Working with a diverse group of participants, it was important for us to establish two things before starting. For Non-Indigenous participants, it was important to ask what they felt their roles were as “allies”, what it looked like when connecting with Indigenous communities and learning about traditional art forms. For Indigenous participants, it was important to represent how beading helps reconnect communities. How it aids in culture resurgence, reclaiming identities, and how it contributes to personal and community healing.
Courtney and Stefanie educated participants on a few different Indigenous beading techniques and the history of beading. A few different techniques that were introduced included the two bead back stitch, the one and two-needle stitch, and the three bead picot edging/backing techniques.
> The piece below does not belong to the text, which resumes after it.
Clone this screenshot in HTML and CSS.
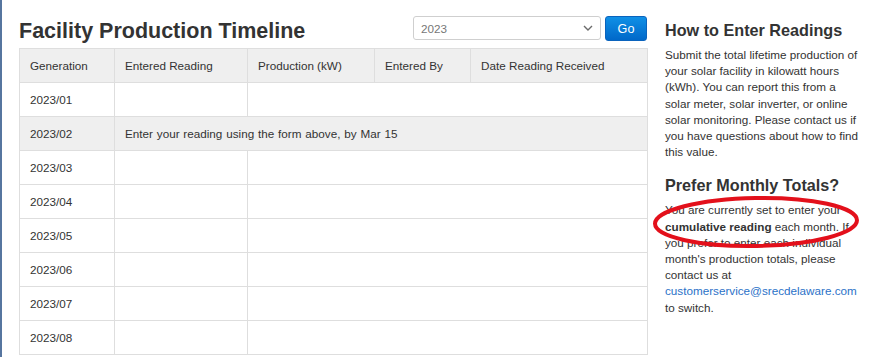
FILE: index.html
```html
<!DOCTYPE html>
<html lang="en">
<head>
  <meta charset="UTF-8">
  <meta name="viewport" content="width=device-width, initial-scale=1.0">
  <title>Facility Production Timeline</title>
  <link rel="stylesheet" href="styles.css">
</head>
<body>
  <div class="page">
    <div class="timeline">
      <div class="timeline-top">
        <h1 class="timeline-title">Facility Production Timeline</h1>
        <form class="year-form">
          <div class="year-select">
            <select name="year">
              <option>2023</option>
            </select>
            <svg class="year-chevron" width="10" height="6" viewBox="0 0 10 6">
              <path d="M1 1 L5 5 L9 1" fill="none" stroke="#6b6b6b" stroke-width="1.4"/>
            </svg>
          </div>
          <button type="button" class="go-button">Go</button>
        </form>
      </div>

      <table class="readings">
        <colgroup>
          <col style="width:95px">
          <col style="width:133px">
          <col style="width:127px">
          <col style="width:96px">
          <col style="width:177px">
        </colgroup>
        <thead>
          <tr>
            <th>Generation</th>
            <th>Entered Reading</th>
            <th>Production (kW)</th>
            <th>Entered By</th>
            <th>Date Reading Received</th>
          </tr>
        </thead>
        <tbody>
          <tr><td>2023/01</td><td></td><td colspan="3"></td></tr>
          <tr class="current"><td>2023/02</td><td colspan="4">Enter your reading using the form above, by Mar 15</td></tr>
          <tr><td>2023/03</td><td></td><td colspan="3"></td></tr>
          <tr><td>2023/04</td><td></td><td colspan="3"></td></tr>
          <tr><td>2023/05</td><td></td><td colspan="3"></td></tr>
          <tr><td>2023/06</td><td></td><td colspan="3"></td></tr>
          <tr><td>2023/07</td><td></td><td colspan="3"></td></tr>
          <tr><td>2023/08</td><td></td><td colspan="3"></td></tr>
        </tbody>
      </table>
    </div>

    <div class="sidebar">
      <h2 class="sidebar-title">How to Enter Readings</h2>
      <p class="sidebar-text">Submit the total lifetime production of your solar facility in kilowatt hours (kWh). You can report this from a solar meter, solar inverter, or online solar monitoring. Please contact us if you have questions about how to find this value.</p>

      <h2 class="sidebar-title">Prefer Monthly Totals?</h2>
      <p class="sidebar-text">You are currently set to enter your <strong>cumulative reading</strong> each month. If you prefer to enter each individual month's production totals, please contact us at <a href="#">customerservice@srecdelaware.com</a> to switch.</p>

      <!-- red marker drawn over the text -->
      <svg class="marker" width="210" height="56" viewBox="0 0 210 56">
        <ellipse cx="105" cy="28" rx="101" ry="24" fill="none" stroke="#e3101b" stroke-width="4" transform="rotate(-1 105 28)"/>
      </svg>
    </div>
  </div>
</body>
</html>
```

FILE: styles.css
```css
body {
  margin: 0;
  font-family: "Liberation Sans", Arial, sans-serif;
  color: #333;
  background: #fff;
}

.page {
  display: flex;
  align-items: flex-start;
  min-height: 357px;
  box-sizing: border-box;
  border-left: 2px solid #56759f;
  padding: 16px 0 0 17px;
}

.timeline {
  width: 628px;
}

.timeline-top {
  display: flex;
  justify-content: space-between;
  align-items: flex-start;
  margin-bottom: 5px;
}

.timeline-title {
  margin: 3px 0 0;
  font-size: 21.5px;
  line-height: 24px;
  font-weight: 700;
  color: #333;
}

.year-form {
  display: flex;
  gap: 4px;
}

.year-select {
  position: relative;
}

.year-select select {
  appearance: none;
  -webkit-appearance: none;
  width: 188px;
  height: 24px;
  margin: 0;
  padding: 0 7px;
  border: 1px solid #cfcfcf;
  border-radius: 3px;
  background: #fff;
  font-family: inherit;
  font-size: 11.7px;
  color: #777;
}

.year-chevron {
  position: absolute;
  right: 8px;
  top: 9px;
  pointer-events: none;
}

.go-button {
  width: 42px;
  height: 25px;
  margin: 0;
  padding: 0;
  border: 1px solid #0a63bd;
  border-radius: 3px;
  background: linear-gradient(#1090e6, #0068c9);
  color: #fff;
  font-family: inherit;
  font-size: 12.6px;
  cursor: pointer;
}

.readings {
  width: 628px;
  table-layout: fixed;
  border-collapse: collapse;
  font-size: 11.7px;
  color: #333;
}

.readings th,
.readings td {
  height: 34px;
  padding: 0 10px;
  border: 1px solid #dedede;
  text-align: left;
  vertical-align: middle;
  box-sizing: border-box;
}

.readings th {
  font-weight: 400;
  background: #efefef;
}

.readings .current td {
  background: #efefef;
  word-spacing: 0.6px;
}

.sidebar {
  position: relative;
  width: 196px;
  margin-left: 18px;
}

.sidebar-title {
  margin: 4px 0 7px;
  font-size: 16.2px;
  line-height: 20px;
  font-weight: 700;
  color: #333;
}

.sidebar-text {
  margin: 0 0 15px;
  font-size: 11.7px;
  line-height: 16.2px;
}

.sidebar-text + .sidebar-title {
  margin-top: 0;
}

.sidebar-text a {
  color: #2b72c8;
  text-decoration: none;
}

.marker {
  position: absolute;
  left: -14px;
  top: 178px;
}
```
Back stitches are a hand sewing stitch used when the stitches will not show on the top side of your project, which is important in beading. The day was spent as a group helping each other learn the techniques and giving tips to one another throughout the lesson.
Beading was first used by Indigenous peoples to create a variety of things including jewelry, dolls, and breastplates. Not only that, but it was also used to create intricate designs with small beads to create moccasins and clothing. There are many opportunities for design creation. Artists can create beautiful patterns and styles for their liking. However, there are distinct styles and patterns of beadwork that have been passed down through generations. These styles and patterns tell the stories of the Indigenous people. Before the beads we have today, they were historically made out of things found in nature such as shell, bone, pearl, and stone.
The group discussed many important topics about this history and the current use of beading. One discussion focused on the importance of beading to Indigenous culture and how bead work contributes to the reclamation of identity. It was recognized that beading provides a therapeutic element to the healing of inter-generational trauma as a result of colonization in the 21st century.
Participants had a positive and informative experience and requested further workshops in the future, specifically to learn more on edging/backing techniques.
The Lindsay Makerspace is used as a place for people to explore, make, create, think, play, share, learn, unlearn, hack, and discuss digital technology. Focusing on STEAM, Pinnguaq strives to provide access to our space, educational workshops, tools, and implement resources in the Makerspace for everyone to use.